I happened to pick up a copy of “Top Dog,” subtitled The Science of Winning and Losing, apparently making the rounds with an avalanche of favorable pop science press and publicity. Golf doesn’t figure heavily in the storyline, although there are a few references, but I find myself coming back to it as the authors veer from various circumstances to make their points. For instance, they pose the question regarding the following flip side of the coin regarding a soccer penalty kick.
Which situation would you rather be in?
- Your team is down by one, and you have to make it to tie; if you miss, your team will lose.
- Your team is tied, and you don’t have to make it, but if you do make it, you’ll win.
A similar situation occurs routinely in golf and will be recognizable to anyone with a penchant for the game’s most traditional and agonizing format: match play, such as we get it in pitying small doses in events like the Ryder, Solheim, Curtis and Walker Cups.
A putt to win the hole is obviously easier than one to halve it. Only the stakes have changed. Research shows that in the above scenario, the ball finds the net 30 percent fewer times, such is the psychological baggage. It’s the difference between what’s characterized as a threat (the team down) and the challenge (for the win). One only need recall the pressure on the shoulders of Herr Langer along the South Carolina coast to wonder if in golf the 30 percent figure might be conservative.
In any event the example serves to underscore one endearing and inherent aspect of golf’s complexity.
An earlier part of the book highlights the differences between competing against a clock and alongside an opponent. Humans, it seems, far prefer and do better pitted against someone. We perform better when the competitor is in our sights, as in a race. The heat of the moment, the sense of the occasion, the crowd can spur us on to remarkable feats. A distinction is made between what’s known as extrinsic and intrinsic motivation. On our own, if I have this right, the motivation is intrinsic. The presence of a direct competitor ups the ante, spurs the competitive juices. It is extrinsic and it improves performance. Better times, for instance, even for a competitor who doesn’t necessarily win.
Here again golf offers another layer. During rounds of medal play the golfer must perform well intrinsically. His nearest competitor(s) may be hours from teeing off. Then, perhaps should be begin the final days round in sight of the lead, or even in the final pairing, he may have at least a general idea of his direct competitor. It may, however, be foolhardy to give the matter a second thought. Numerous others he’s never laid eyes on can pass him. Carole Semple Thompson, an exceptional match play champion, told me she hardly paid her opponents more than a glance – but match and medal play are not the same.

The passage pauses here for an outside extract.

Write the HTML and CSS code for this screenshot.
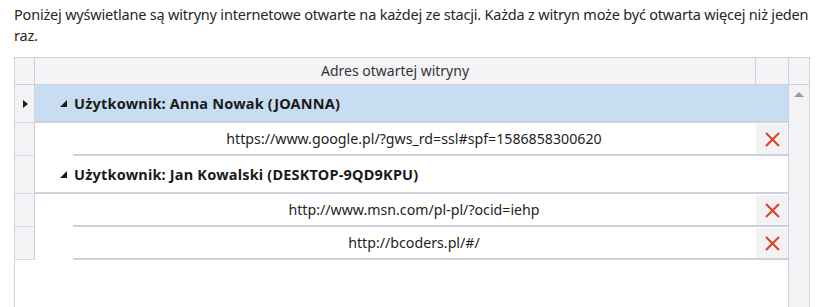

Golf, it would seem, offers a much more complex psychological landscape than other sports – a mix of intrinsic and extrinsic. Much harder, not to belittle the feat, than, say, overtaking a swimmer with an advantage in the anchor leg of a race.
There’s also this, a finding related to the study of SAT scores. The study identified something called the “N-Effect,” which holds that the more competitors involved, “the worse outcome for the individuals who are participating.”
When there are only a few people in the race, we put our foot on the gas, working harder and harder to outpace our competitors. And the competition becomes very personal, a referendum on our own ability.
“In contrast, when we are against many, many competitors,” says [Professor Steven] Garcia, “we don’t care as much about how we stack up against one other competitor. Once the crowd is large enough that we don’t feel the element of personal competition, the result doesn’t feel like a personal statement of our worth, so we don’t try as hard.”
If this is indeed, true, it suggests an additional invisible element tugging at the professional golfer struggling against a large, competent, determined – and as noted – real if largely ephemeral field.